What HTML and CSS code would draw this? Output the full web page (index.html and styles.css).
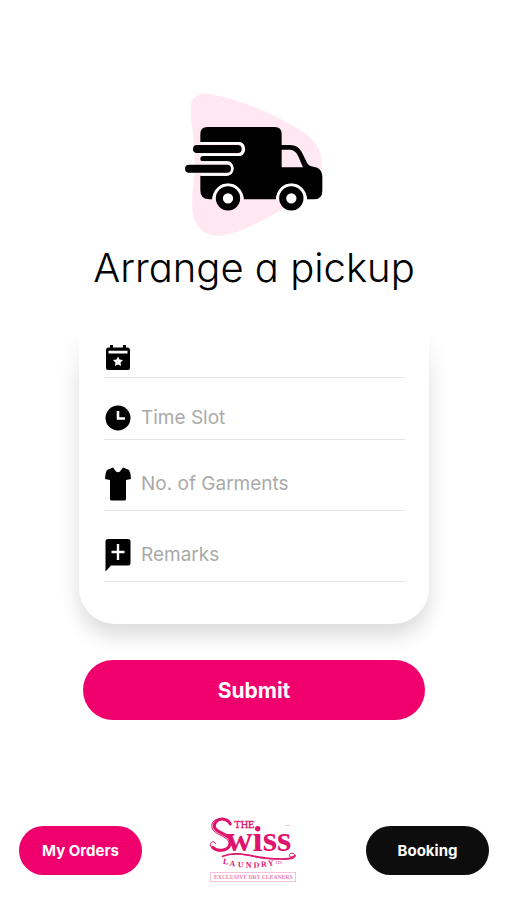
════════
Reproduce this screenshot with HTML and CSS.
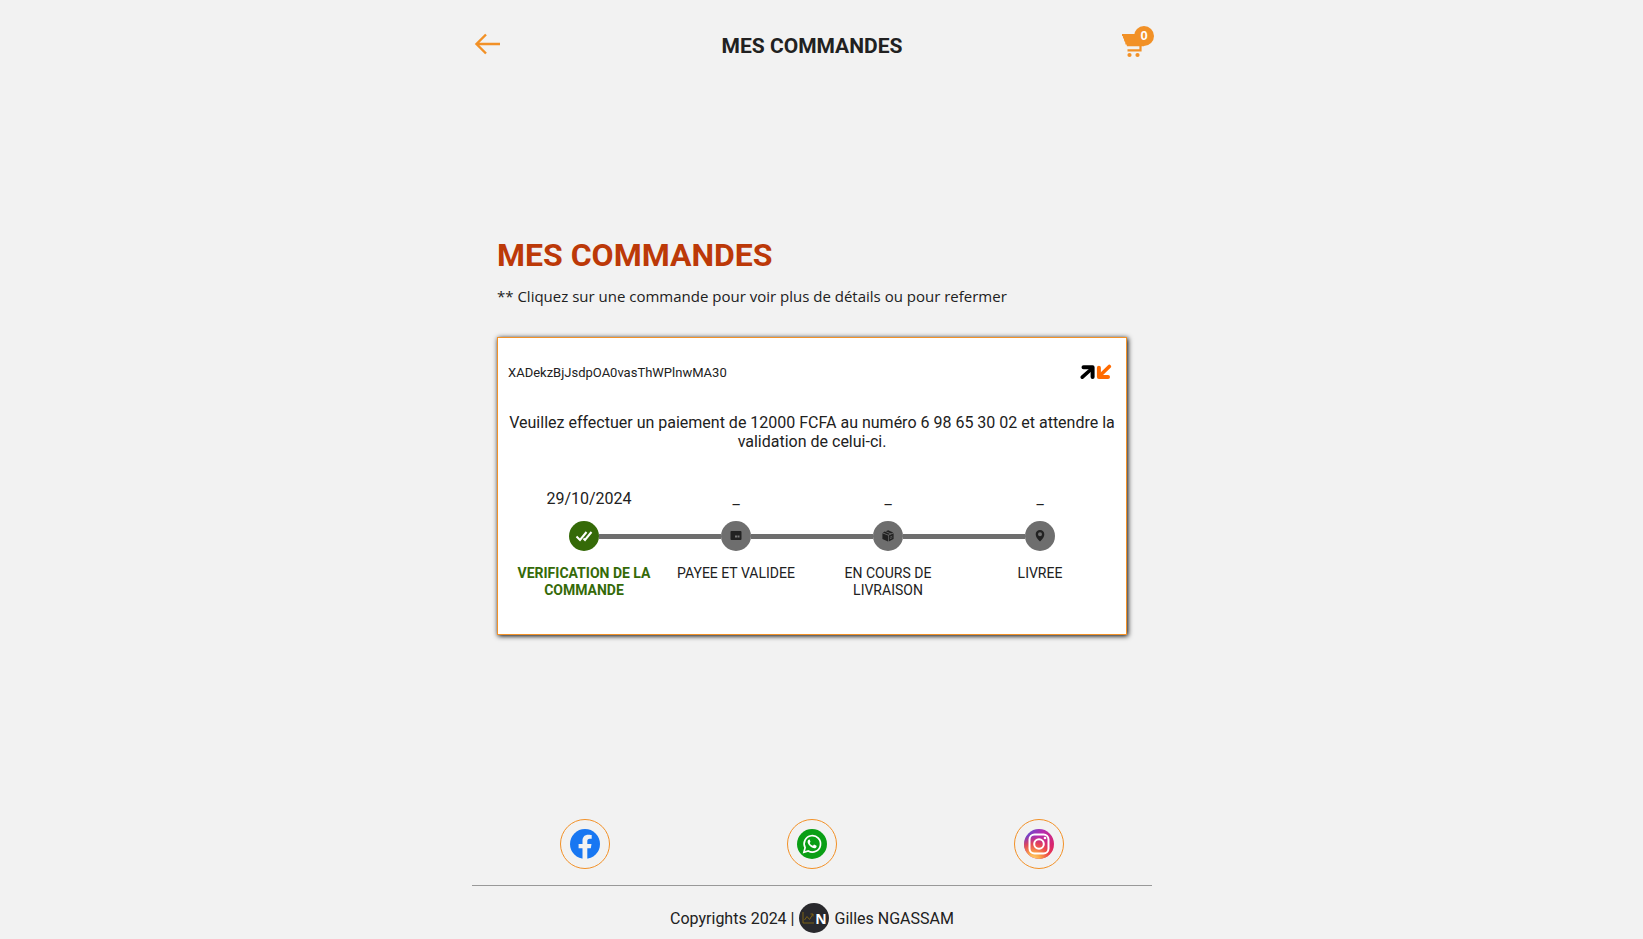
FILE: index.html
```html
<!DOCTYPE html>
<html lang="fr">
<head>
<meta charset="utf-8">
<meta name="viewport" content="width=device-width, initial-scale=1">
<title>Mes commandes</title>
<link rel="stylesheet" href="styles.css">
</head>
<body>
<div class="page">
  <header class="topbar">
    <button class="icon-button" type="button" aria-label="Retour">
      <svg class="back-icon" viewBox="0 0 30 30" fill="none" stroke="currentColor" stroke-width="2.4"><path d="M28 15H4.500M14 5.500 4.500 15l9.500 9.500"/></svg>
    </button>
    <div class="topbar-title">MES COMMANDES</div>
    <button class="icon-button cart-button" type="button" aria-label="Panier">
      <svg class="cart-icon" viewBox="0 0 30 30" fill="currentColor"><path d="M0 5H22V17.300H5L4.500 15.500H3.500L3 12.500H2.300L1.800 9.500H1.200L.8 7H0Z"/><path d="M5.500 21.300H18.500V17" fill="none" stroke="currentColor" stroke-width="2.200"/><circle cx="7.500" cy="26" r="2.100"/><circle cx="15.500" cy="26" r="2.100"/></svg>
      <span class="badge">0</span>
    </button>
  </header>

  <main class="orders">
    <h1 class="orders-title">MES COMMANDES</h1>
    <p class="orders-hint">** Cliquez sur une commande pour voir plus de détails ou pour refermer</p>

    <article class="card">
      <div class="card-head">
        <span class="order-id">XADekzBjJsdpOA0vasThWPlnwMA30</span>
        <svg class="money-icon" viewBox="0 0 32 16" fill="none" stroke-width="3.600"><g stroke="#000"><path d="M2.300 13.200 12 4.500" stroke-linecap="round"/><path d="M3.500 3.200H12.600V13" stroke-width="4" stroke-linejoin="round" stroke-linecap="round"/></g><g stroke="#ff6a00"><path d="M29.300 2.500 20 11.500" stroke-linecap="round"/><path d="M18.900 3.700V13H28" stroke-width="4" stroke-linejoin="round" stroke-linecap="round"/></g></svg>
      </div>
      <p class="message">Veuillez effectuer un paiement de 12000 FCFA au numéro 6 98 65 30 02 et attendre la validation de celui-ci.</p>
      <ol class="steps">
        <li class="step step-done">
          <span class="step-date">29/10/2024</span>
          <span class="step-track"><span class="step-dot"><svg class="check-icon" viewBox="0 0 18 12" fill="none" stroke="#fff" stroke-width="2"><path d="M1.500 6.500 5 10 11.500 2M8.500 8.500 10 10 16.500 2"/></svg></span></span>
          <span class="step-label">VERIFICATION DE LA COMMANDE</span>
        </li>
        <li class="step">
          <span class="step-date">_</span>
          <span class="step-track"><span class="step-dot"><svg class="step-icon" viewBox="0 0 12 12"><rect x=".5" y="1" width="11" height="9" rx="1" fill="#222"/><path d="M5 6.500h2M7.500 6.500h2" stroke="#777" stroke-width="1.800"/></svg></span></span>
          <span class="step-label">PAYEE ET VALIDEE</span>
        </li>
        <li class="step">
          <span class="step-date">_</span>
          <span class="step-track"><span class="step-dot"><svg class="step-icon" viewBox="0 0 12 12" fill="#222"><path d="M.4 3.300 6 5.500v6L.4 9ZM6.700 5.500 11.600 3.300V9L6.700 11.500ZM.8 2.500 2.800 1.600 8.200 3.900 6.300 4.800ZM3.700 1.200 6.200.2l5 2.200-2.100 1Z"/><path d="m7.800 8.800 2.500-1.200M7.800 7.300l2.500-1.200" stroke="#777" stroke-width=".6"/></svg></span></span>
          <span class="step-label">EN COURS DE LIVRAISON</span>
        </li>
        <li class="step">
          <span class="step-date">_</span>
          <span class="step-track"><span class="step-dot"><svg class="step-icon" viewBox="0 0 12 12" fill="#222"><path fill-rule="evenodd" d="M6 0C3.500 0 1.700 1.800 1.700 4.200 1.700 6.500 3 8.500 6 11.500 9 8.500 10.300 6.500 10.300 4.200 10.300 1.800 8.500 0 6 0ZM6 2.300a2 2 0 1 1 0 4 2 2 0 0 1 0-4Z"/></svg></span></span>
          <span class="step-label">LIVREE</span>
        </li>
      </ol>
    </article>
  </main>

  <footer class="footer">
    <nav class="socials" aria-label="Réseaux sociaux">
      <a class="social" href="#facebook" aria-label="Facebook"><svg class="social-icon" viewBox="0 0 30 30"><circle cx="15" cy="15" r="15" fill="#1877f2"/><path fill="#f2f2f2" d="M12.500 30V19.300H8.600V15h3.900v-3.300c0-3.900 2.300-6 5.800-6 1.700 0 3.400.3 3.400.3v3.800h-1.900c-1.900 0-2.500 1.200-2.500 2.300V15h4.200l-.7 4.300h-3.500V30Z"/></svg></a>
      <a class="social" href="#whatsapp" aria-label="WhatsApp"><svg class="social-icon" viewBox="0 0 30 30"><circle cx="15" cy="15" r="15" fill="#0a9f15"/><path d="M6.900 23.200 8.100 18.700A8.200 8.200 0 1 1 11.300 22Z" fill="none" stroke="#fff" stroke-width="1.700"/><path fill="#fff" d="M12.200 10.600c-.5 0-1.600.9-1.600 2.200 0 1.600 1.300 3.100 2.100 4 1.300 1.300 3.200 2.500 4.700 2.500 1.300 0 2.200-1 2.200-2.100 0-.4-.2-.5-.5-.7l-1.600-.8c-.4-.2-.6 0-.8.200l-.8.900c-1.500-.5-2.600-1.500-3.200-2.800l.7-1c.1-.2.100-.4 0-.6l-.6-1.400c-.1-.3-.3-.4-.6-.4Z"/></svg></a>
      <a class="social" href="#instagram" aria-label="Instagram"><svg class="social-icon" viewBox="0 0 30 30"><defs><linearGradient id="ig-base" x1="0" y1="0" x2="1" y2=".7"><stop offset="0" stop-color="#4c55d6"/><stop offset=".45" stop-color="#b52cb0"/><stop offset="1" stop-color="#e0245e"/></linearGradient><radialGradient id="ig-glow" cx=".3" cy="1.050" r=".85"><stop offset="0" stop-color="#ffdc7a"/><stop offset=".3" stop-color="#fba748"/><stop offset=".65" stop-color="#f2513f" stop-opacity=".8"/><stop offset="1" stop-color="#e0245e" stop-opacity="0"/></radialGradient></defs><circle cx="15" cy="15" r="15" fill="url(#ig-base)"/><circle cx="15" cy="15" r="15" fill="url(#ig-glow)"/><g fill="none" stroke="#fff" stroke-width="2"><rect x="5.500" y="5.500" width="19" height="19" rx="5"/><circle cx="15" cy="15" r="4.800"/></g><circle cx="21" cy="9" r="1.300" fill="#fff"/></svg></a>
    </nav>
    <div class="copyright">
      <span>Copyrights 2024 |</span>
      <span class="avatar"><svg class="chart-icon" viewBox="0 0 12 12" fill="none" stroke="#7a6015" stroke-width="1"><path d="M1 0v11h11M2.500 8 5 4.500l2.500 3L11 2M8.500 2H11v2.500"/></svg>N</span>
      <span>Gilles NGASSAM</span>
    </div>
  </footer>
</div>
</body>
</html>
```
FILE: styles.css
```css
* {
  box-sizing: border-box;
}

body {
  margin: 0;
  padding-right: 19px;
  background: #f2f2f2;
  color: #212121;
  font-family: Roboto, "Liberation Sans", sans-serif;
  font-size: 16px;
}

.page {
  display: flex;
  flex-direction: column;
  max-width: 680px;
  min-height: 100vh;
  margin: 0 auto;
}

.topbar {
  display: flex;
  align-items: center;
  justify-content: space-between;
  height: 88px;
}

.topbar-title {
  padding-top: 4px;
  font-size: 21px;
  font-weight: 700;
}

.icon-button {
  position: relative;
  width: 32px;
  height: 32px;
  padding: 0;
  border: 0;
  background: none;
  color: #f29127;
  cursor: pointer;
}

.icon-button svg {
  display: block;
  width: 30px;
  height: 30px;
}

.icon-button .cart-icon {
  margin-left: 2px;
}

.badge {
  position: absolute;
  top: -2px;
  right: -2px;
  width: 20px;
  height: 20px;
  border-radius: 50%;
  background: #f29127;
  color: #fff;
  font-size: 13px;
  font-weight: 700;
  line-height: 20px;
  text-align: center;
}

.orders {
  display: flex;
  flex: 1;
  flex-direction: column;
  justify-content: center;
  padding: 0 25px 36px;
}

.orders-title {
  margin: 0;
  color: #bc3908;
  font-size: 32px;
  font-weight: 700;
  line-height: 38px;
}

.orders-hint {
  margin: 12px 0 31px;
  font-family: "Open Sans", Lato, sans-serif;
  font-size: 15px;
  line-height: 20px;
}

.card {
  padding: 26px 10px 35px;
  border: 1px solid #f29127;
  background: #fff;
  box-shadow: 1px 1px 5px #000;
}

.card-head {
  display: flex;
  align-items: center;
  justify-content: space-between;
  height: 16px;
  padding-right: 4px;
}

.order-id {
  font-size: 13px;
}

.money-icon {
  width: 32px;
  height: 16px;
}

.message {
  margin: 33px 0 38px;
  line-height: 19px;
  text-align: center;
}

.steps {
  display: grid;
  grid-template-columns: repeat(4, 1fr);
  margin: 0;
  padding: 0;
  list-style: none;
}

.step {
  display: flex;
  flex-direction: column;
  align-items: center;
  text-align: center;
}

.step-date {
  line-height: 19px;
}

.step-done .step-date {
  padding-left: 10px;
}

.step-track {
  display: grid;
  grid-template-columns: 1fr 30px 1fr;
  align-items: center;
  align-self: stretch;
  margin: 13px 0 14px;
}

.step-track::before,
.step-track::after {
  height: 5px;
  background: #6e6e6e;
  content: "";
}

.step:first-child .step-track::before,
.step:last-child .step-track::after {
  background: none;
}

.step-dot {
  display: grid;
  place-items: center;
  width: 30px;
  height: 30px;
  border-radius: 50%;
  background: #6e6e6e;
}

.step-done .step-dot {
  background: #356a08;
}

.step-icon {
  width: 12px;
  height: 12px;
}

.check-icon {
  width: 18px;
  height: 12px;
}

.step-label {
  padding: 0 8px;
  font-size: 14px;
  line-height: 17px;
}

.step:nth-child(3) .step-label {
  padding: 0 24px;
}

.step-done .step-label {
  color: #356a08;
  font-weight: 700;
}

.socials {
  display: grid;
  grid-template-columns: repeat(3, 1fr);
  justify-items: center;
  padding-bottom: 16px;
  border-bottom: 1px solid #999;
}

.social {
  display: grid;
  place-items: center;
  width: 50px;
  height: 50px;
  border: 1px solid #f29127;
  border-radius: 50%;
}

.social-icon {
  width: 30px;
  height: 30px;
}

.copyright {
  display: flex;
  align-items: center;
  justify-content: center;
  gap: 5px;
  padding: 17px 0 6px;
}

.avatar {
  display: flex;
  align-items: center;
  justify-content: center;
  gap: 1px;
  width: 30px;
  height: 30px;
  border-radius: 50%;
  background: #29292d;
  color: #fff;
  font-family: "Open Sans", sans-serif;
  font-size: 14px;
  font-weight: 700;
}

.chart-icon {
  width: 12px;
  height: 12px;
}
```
════════
Scan the entries above. Copy each line that has the string "styles".

◆ **Response to this task**:
What HTML and CSS code would draw this? Output the full web page (index.html and styles.css).
<link rel="stylesheet" href="styles.css">
FILE: styles.css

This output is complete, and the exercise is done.